> EXERCISE TASK
Reproduce exactly, with no pictures, each line from the opening of the material down through the line containing "const NB = '\u00a0';".

-- START RECORDED INFORMATION --

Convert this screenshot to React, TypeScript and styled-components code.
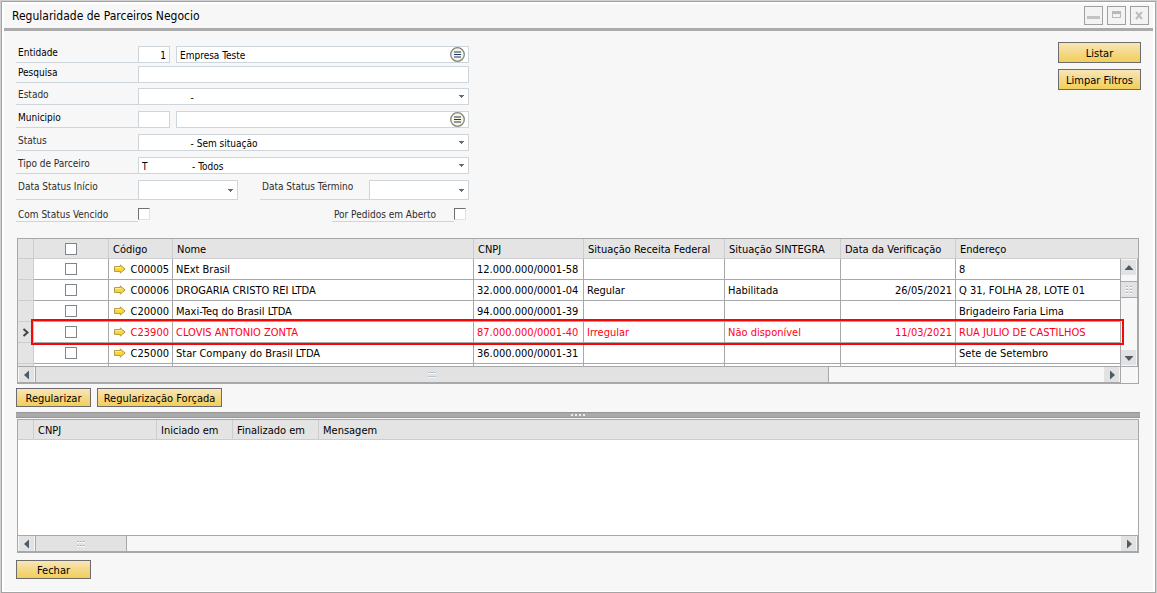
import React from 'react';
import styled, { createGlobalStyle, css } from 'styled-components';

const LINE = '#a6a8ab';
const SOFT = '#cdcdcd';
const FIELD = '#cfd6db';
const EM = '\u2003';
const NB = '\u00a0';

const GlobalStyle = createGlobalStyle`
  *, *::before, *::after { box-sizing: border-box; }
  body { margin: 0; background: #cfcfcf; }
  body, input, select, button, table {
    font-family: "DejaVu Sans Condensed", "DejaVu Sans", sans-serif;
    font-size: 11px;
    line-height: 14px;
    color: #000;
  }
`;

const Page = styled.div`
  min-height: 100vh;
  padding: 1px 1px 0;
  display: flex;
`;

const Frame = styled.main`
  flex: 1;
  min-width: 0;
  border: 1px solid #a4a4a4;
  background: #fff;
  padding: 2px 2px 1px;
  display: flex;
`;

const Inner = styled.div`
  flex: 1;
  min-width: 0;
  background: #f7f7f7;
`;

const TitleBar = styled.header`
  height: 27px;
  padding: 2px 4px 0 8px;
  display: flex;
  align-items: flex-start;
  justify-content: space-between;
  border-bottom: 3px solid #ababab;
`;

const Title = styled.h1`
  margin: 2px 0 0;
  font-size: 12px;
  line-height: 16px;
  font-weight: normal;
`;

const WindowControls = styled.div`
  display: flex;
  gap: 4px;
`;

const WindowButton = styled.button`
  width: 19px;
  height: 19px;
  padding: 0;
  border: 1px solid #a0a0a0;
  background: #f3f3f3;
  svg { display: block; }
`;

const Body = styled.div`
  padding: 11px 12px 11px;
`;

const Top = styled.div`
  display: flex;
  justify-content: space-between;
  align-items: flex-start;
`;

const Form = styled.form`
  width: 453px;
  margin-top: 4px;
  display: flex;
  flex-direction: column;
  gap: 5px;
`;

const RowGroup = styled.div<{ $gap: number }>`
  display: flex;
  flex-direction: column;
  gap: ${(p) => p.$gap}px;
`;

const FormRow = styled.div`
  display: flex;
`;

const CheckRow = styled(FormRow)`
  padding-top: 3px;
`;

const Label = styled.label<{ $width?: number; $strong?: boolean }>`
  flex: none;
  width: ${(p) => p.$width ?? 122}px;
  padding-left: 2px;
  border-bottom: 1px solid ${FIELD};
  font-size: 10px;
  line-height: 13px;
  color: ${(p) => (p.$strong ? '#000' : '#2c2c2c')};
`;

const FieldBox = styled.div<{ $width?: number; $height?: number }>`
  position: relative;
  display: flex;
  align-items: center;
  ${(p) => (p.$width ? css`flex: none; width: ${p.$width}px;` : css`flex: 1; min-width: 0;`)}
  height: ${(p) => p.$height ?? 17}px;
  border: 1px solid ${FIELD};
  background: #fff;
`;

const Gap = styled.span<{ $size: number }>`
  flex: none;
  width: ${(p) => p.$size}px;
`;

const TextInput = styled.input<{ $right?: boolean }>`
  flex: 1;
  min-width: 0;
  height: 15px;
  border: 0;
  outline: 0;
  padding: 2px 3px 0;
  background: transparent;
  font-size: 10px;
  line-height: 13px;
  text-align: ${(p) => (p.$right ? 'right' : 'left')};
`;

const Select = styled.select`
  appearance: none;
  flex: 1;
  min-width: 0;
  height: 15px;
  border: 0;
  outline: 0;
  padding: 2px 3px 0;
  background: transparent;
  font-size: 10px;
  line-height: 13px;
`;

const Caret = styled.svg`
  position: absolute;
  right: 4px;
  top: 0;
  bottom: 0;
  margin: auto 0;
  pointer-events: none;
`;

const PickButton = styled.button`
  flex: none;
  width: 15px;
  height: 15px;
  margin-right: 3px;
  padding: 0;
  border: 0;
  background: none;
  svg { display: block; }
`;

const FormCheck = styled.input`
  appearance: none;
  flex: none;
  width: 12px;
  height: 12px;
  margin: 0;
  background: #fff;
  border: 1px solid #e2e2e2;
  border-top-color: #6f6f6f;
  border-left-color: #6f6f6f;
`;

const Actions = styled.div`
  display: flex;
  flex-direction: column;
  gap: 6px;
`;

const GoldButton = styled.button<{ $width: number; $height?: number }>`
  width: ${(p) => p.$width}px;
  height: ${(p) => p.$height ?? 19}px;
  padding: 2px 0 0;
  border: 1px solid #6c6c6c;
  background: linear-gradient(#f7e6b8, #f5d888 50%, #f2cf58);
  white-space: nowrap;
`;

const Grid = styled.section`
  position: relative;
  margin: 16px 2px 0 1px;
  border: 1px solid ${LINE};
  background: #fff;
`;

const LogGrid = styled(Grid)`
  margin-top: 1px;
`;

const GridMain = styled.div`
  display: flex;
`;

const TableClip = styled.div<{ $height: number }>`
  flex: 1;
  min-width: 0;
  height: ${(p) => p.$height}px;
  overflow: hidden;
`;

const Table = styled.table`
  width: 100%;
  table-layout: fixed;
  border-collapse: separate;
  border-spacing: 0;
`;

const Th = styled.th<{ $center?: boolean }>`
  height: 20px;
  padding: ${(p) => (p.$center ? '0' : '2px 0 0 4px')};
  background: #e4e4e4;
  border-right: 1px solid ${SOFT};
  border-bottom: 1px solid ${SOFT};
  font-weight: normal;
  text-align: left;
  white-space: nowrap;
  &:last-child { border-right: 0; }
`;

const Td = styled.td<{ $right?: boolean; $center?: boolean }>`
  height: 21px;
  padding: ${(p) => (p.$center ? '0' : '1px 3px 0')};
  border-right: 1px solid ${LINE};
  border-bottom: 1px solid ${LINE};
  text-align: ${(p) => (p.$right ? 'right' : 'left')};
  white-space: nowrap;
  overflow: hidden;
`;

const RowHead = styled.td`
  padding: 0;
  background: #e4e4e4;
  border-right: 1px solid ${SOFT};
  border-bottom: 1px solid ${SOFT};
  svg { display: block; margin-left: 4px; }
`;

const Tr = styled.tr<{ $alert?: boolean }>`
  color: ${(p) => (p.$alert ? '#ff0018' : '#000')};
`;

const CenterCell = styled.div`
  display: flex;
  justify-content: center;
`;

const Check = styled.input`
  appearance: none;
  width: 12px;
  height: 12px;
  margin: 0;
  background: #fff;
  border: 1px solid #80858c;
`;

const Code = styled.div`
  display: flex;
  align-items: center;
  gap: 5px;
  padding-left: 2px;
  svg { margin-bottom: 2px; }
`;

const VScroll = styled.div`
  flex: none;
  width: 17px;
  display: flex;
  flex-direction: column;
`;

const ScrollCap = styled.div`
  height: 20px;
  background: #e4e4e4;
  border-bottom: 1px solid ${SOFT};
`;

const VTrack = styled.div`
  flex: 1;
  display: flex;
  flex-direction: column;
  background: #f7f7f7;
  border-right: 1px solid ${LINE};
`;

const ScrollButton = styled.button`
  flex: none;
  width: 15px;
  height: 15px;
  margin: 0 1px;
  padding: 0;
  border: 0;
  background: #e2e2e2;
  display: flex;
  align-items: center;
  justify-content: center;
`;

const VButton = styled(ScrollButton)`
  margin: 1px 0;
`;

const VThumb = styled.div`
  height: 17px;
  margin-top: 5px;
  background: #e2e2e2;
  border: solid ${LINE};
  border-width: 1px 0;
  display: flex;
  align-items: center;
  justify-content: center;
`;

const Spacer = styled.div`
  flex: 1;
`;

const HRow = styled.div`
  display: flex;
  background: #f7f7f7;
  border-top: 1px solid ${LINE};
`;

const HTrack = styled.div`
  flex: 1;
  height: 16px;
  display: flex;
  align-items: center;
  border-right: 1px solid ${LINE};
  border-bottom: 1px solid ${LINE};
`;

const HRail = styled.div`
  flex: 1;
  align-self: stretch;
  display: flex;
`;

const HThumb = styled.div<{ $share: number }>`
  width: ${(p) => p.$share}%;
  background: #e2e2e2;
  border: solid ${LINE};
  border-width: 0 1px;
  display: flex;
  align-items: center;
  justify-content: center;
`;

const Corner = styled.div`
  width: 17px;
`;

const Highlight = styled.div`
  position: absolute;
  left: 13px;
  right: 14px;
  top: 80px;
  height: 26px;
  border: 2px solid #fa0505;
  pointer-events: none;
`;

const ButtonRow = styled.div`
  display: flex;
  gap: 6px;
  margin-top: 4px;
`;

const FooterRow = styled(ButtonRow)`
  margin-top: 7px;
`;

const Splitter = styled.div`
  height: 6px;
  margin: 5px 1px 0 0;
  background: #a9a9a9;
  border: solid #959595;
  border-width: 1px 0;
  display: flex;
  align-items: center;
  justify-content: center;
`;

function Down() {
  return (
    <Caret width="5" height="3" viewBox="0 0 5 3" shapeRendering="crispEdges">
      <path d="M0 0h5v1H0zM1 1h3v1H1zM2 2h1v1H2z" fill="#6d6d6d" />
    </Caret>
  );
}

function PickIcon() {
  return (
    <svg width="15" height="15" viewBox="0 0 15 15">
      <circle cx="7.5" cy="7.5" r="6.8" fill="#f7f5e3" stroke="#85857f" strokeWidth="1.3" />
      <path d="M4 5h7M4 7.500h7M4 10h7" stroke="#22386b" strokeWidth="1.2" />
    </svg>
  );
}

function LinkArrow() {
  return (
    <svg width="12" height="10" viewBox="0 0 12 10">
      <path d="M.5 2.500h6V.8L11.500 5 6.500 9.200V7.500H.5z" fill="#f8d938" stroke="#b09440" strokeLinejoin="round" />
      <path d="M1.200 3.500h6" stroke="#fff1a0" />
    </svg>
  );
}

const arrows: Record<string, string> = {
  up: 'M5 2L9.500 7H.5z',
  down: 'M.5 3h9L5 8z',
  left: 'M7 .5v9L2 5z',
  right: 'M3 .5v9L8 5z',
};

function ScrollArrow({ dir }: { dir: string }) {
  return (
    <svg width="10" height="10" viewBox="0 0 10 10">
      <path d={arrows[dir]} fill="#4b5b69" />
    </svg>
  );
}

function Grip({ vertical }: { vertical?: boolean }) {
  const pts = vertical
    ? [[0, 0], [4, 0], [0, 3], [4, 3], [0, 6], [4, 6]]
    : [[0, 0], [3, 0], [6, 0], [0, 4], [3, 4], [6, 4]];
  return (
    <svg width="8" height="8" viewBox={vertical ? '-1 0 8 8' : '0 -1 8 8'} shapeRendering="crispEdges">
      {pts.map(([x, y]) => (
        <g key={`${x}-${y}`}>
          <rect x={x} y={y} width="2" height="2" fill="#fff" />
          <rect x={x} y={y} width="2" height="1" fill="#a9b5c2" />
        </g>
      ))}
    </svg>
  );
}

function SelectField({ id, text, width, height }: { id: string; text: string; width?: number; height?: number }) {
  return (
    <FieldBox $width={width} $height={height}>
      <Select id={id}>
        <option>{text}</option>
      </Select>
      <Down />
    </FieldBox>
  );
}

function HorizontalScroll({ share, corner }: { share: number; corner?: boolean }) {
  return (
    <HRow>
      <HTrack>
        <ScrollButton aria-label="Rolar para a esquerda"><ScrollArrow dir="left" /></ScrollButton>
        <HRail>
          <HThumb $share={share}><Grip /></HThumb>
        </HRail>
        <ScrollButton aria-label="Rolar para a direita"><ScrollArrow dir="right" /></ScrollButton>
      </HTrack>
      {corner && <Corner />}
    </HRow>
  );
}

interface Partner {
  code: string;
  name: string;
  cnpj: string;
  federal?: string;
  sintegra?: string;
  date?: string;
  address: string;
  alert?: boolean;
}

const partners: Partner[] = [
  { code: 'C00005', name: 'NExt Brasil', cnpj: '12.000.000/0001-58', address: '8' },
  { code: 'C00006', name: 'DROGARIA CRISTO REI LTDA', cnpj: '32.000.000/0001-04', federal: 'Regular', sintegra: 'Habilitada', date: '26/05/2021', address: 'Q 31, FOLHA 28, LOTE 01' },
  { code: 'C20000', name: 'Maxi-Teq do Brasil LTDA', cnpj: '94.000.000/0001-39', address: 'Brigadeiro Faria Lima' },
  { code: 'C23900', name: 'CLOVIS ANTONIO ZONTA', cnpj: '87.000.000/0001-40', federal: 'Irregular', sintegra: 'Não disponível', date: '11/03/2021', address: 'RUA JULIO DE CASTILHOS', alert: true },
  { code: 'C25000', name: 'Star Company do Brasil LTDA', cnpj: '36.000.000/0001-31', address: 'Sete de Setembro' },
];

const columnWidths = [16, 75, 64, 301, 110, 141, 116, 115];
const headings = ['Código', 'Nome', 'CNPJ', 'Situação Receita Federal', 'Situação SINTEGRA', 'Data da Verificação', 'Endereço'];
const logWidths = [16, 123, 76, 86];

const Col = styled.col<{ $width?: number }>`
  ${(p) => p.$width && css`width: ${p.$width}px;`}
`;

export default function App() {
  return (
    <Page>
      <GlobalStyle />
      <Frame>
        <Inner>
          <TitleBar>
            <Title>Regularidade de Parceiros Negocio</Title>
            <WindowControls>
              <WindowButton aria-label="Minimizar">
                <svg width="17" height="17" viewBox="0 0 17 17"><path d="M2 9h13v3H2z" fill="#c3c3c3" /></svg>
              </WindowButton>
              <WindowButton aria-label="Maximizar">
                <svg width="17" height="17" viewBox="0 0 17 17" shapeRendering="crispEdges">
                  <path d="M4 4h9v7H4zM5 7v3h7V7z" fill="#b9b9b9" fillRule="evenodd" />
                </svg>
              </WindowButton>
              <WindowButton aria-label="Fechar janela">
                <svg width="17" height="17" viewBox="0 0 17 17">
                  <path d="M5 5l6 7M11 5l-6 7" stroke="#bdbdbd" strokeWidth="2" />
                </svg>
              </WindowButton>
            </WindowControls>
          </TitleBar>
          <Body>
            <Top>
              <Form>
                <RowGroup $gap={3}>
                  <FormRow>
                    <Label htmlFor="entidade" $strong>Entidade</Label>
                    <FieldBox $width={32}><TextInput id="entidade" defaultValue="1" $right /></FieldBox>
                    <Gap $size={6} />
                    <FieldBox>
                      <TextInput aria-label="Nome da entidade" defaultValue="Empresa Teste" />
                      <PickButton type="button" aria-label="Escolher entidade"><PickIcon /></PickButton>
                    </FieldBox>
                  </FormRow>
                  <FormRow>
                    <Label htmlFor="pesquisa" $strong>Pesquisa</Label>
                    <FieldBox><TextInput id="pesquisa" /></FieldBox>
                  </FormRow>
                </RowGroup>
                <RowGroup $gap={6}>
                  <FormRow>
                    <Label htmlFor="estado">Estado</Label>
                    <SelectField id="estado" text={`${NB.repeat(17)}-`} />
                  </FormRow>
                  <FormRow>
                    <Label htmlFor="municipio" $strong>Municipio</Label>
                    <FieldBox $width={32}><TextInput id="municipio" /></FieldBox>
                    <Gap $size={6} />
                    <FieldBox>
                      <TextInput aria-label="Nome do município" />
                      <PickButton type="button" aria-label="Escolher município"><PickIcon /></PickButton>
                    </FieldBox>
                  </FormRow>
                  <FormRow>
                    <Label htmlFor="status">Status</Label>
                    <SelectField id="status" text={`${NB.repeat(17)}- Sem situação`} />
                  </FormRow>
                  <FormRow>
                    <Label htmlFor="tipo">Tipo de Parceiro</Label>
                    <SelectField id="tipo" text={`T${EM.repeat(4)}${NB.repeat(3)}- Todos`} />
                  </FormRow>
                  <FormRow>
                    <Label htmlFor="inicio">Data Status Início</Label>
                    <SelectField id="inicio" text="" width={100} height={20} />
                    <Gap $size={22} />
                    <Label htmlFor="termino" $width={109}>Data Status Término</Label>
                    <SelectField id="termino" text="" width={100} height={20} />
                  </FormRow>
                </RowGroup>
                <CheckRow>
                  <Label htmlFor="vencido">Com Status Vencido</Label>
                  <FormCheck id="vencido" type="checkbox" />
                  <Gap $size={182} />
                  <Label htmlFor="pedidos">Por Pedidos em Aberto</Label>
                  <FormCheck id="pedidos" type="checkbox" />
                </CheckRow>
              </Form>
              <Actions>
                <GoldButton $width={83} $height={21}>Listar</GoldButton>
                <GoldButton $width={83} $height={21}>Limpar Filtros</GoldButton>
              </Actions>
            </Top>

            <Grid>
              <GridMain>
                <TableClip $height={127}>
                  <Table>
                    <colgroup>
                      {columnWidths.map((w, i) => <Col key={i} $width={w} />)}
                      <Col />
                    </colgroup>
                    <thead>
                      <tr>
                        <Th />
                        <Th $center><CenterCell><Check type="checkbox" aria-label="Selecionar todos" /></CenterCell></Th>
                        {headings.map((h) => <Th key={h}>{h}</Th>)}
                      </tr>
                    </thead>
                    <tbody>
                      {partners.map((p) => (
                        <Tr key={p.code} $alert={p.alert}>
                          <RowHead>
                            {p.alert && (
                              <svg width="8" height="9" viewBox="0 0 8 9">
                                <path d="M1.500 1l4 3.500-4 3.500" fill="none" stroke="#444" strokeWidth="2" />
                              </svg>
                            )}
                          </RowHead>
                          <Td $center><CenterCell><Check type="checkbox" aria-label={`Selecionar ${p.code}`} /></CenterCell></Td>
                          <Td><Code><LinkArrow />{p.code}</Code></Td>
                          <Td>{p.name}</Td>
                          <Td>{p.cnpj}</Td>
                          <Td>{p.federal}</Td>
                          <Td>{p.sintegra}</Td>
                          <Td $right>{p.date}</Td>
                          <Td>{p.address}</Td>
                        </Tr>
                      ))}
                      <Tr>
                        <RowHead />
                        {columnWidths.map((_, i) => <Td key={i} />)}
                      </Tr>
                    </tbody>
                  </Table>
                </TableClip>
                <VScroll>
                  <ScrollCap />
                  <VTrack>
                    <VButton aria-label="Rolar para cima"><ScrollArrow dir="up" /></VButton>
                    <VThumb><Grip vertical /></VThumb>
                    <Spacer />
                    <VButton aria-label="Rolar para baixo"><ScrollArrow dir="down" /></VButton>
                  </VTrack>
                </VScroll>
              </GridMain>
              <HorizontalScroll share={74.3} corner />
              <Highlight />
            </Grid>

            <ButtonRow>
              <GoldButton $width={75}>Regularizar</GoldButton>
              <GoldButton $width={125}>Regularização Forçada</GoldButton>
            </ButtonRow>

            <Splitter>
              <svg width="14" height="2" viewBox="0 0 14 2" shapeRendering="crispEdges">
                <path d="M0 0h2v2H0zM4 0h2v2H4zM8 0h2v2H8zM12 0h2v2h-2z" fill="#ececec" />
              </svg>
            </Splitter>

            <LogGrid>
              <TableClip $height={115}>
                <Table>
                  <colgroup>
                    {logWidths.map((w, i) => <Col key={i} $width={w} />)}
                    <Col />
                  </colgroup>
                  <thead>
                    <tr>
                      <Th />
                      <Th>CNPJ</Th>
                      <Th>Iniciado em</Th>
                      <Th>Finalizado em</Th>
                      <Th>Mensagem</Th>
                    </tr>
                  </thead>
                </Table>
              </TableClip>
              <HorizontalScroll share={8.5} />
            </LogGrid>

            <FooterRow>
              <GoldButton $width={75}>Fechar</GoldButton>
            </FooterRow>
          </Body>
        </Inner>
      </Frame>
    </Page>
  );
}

-- END RECORDED INFORMATION --

> WRITTEN SOLUTION
Convert this screenshot to React, TypeScript and styled-components code.
import React from 'react';
import styled, { createGlobalStyle, css } from 'styled-components';

const LINE = '#a6a8ab';
const SOFT = '#cdcdcd';
const FIELD = '#cfd6db';
const EM = '\u2003';
const NB = '\u00a0';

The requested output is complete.